Surprisingly, he began 1985 in the reserves and had to wait till Round 5 for a recall. He would play the rest of the season and finish a respectable 8th in the best and fairest with his ability to spoil as well as a willingness to springboard out of defence; this was a major boon for Carlton at the time, as the backline was going through a transitional stage due to the retirement of Geoff Southby the season before and the ageing veterans Austin and Doull only playing minimal matches in 1985. 

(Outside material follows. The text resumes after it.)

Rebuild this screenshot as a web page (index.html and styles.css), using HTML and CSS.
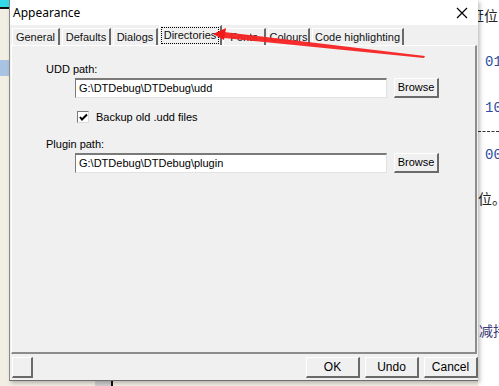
FILE: index.html
```html
<!DOCTYPE html>
<html lang="en">

<head>
    <meta charset="UTF-8">
    <title>Appearance</title>
    <link rel="stylesheet" href="styles.css">
</head>

<body>
    <div class="screen">
        <!-- background app, left side -->
        <div class="left-strip">
            <div class="cyan"></div>
            <div class="sel"></div>
        </div>

        <!-- dialog -->
        <div class="dialog">
            <div class="titlebar">
                <span class="title">Appearance</span>
                <svg class="close" width="12" height="12" viewBox="0 0 12 12">
                    <path d="M1 1L11 11M11 1L1 11" stroke="#000" stroke-width="1.2" fill="none"/>
                </svg>
            </div>

            <div class="tabs">
                <span class="tab t-general">General</span>
                <span class="tab t-defaults">Defaults</span>
                <span class="tab t-dialogs">Dialogs</span>
                <span class="tab active"><span class="focus">Directories</span></span>
                <span class="tab t-fonts">Fonts</span>
                <span class="tab t-colours">Colours</span>
                <span class="tab t-code">Code highlighting</span>
            </div>

            <div class="panel">
                <div class="label">UDD path:</div>
                <div class="row">
                    <div class="input">G:\DTDebug\DTDebug\udd</div>
                    <span class="btn browse">Browse</span>
                </div>
                <div class="check">
                    <span class="box">
                        <svg width="9" height="9" viewBox="0 0 9 9">
                            <path d="M1 4L3 6.5L8 1.5" stroke="#000" stroke-width="2" fill="none"/>
                        </svg>
                    </span>
                    Backup old .udd files
                </div>
                <div class="label plugin">Plugin path:</div>
                <div class="row">
                    <div class="input">G:\DTDebug\DTDebug\plugin</div>
                    <span class="btn browse">Browse</span>
                </div>
            </div>

            <div class="footer">
                <span class="btn small"></span>
                <span class="spacer"></span>
                <span class="btn wide">OK</span>
                <span class="btn wide">Undo</span>
                <span class="btn wide">Cancel</span>
            </div>
        </div>

        <!-- background app, right side -->
        <div class="right-strip">
            <div class="cn top">赶位</div>
            <div class="num n1">01</div>
            <div class="num n2">10</div>
            <div class="dash"></div>
            <div class="num n3">00</div>
            <div class="cn mid">位。</div>
            <div class="cn low">减持</div>
        </div>

        <!-- annotation arrow -->
        <svg class="arrow" width="499" height="386" viewBox="0 0 499 386">
            <polygon points="224,32 425,56 424,58 224,38" fill="#f52222" opacity="0.95"/>
            <polygon points="213,34 226,28 224,40" fill="#f01818"/>
        </svg>

        <div class="bottom-junk"></div>
    </div>
</body>

</html>
```

FILE: styles.css
```css
body {
    margin: 0;
    background: #f1eee4;
    font-family: "Liberation Sans", Arial, sans-serif;
    font-size: 11px;
    color: #000;
}

.screen {
    position: relative;
    width: 499px;
    height: 386px;
    display: flex;
    overflow: hidden;
}

.left-strip {
    width: 9px;
    flex: none;
    background: #f1eee4;
}

.cyan {
    height: 7px;
    background: #33d9e6;
    border-bottom: 2px solid #111;
}

.sel {
    margin-top: 51px;
    height: 16px;
    background: #a9c3e2;
}

.dialog {
    width: 468px;
    height: 380px;
    flex: none;
    background: #f0f0f0;
    border-left: 1px solid #8a8a8a;
    border-bottom: 1px solid #6e6e6e;
    display: flex;
    flex-direction: column;
    box-shadow: 2px 2px 4px rgba(0, 0, 0, 0.25);
    z-index: 1;
}

.titlebar {
    height: 25px;
    background: #fff;
    display: flex;
    align-items: center;
    justify-content: space-between;
    padding: 0 10px 0 3px;
}

.title {
    font-family: "Noto Sans", sans-serif;
    font-size: 12px;
}

.tabs {
    display: flex;
    align-items: flex-end;
    gap: 2px;
    height: 20px;
    padding-left: 2px;
}

.tab {
    height: 17px;
    line-height: 16px;
    text-align: center;
    white-space: nowrap;
    box-sizing: border-box;
    border-left: 1px solid #fff;
    border-top: 1px solid #fff;
    border-right: 2px solid #6a6a6a;
    background: #f0f0f0;
    color: #111;
}

.t-general { width: 48px; }
.t-defaults { width: 49px; }
.t-dialogs { width: 45px; }
.t-fonts { width: 43px; }
.t-colours { width: 42px; }
.t-code { width: 92px; }

.tab.active {
    width: 63px;
    height: 20px;
    padding: 1px 1px 0;
    margin: 0 -1px;
}

.focus {
    display: block;
    border: 1px dotted #000;
    line-height: 15px;
}

.panel {
    height: 309px;
    margin: 0 1px 0 1px;
    box-sizing: border-box;
    border-left: 1px solid #fff;
    border-top: 1px solid #fff;
    border-right: 2px solid #8c8c8c;
    border-bottom: 2px solid #8c8c8c;
    padding: 17px 0 0 34px;
}

.label {
    height: 13px;
    line-height: 13px;
}

.label.plugin {
    margin-top: 14px;
}

.row {
    display: flex;
    align-items: center;
    gap: 7px;
    margin: 2px 0 0 29px;
}

.input {
    width: 312px;
    height: 20px;
    box-sizing: border-box;
    background: #fff;
    border-top: 2px solid #7a7a7a;
    border-left: 1px solid #7a7a7a;
    border-right: 1px solid #e2e2e2;
    border-bottom: 1px solid #e2e2e2;
    padding-left: 3px;
    line-height: 17px;
}

.btn {
    box-sizing: border-box;
    height: 20px;
    line-height: 17px;
    text-align: center;
    background: #f0f0f0;
    border-left: 1px solid #fff;
    border-top: 1px solid #fff;
    border-right: 2px solid #6a6a6a;
    border-bottom: 2px solid #6a6a6a;
}

.browse {
    width: 45px;
}

.check {
    display: flex;
    align-items: center;
    gap: 7px;
    margin: 12px 0 0 31px;
    height: 14px;
}

.box {
    width: 12px;
    height: 12px;
    box-sizing: border-box;
    background: #fff;
    border-top: 1px solid #7a7a7a;
    border-left: 1px solid #7a7a7a;
    border-right: 1px solid #dcdcdc;
    border-bottom: 1px solid #dcdcdc;
    display: flex;
    align-items: center;
    justify-content: center;
}

.footer {
    display: flex;
    align-items: center;
    gap: 5px;
    padding: 3px 0 0 2px;
}

.spacer {
    flex: 1;
}

.btn.small {
    width: 21px;
    height: 21px;
}

.btn.wide {
    width: 54px;
    height: 21px;
    line-height: 18px;
    font-size: 12px;
}

.right-strip {
    flex: 1;
    background: #fff;
    font-size: 14px;
    line-height: 16px;
    white-space: nowrap;
    overflow: hidden;
}

.cn {
    font-family: "Noto Sans CJK SC", sans-serif;
    color: #222;
    margin-left: -6px;
}

.cn.top {
    margin-top: 7px;
    margin-left: -8px;
}

.num {
    font-family: "Liberation Mono", monospace;
    color: #2a4fa0;
    margin-left: 7px;
}

.num.n1 {
    margin-top: 31px;
}

.num.n2 {
    margin-top: 30px;
}

.dash {
    margin-top: 15px;
    border-top: 1px dashed #333;
}

.num.n3 {
    margin-top: 15px;
}

.cn.mid {
    margin-top: 27px;
    margin-left: 0;
}

.cn.low {
    margin-top: 116px;
    margin-left: 1px;
    color: #3a3a7a;
}

.arrow {
    position: absolute;
    left: 0;
    top: 0;
    z-index: 2;
    pointer-events: none;
}

.bottom-junk {
    position: absolute;
    left: 95px;
    top: 381px;
    width: 16px;
    height: 5px;
    background: #cfcfcf;
    border-right: 2px solid #111;
}
```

In 1986, Dean earned Victorian selection as he continued to forge a reputation in defence. A member of the beaten Grand Final side, Dean would once again finish 8th in the B&F. 

In 1987, he found himself dropped late in the season but was recalled for the finals where he was given the task of playing on the Preliminary Final hero Gary Buckenara in the Grand Final. Dean would keep the Hawk star goalless which went a long way in ensuring victory for the Blues. At the medal presentation, Dean grabbed the microphone and paid tribute to "Mots, Dessie and bloody Bernie", which summed up the spirit at Carlton at the time. 

1988, however, proved a frustrating one. Dean would sustain a serious hip injury in Round 3 and miss the remainder of the season which was a big blow to the club's premiership hopes. Such was the injury, he wouldn't return to senior action until Round 9 in 1989 in a season that was already on the rails with the soon-to-be departed Robert Walls replaced by Alex Jesaulenko. Dean managed 11 games in 1989. 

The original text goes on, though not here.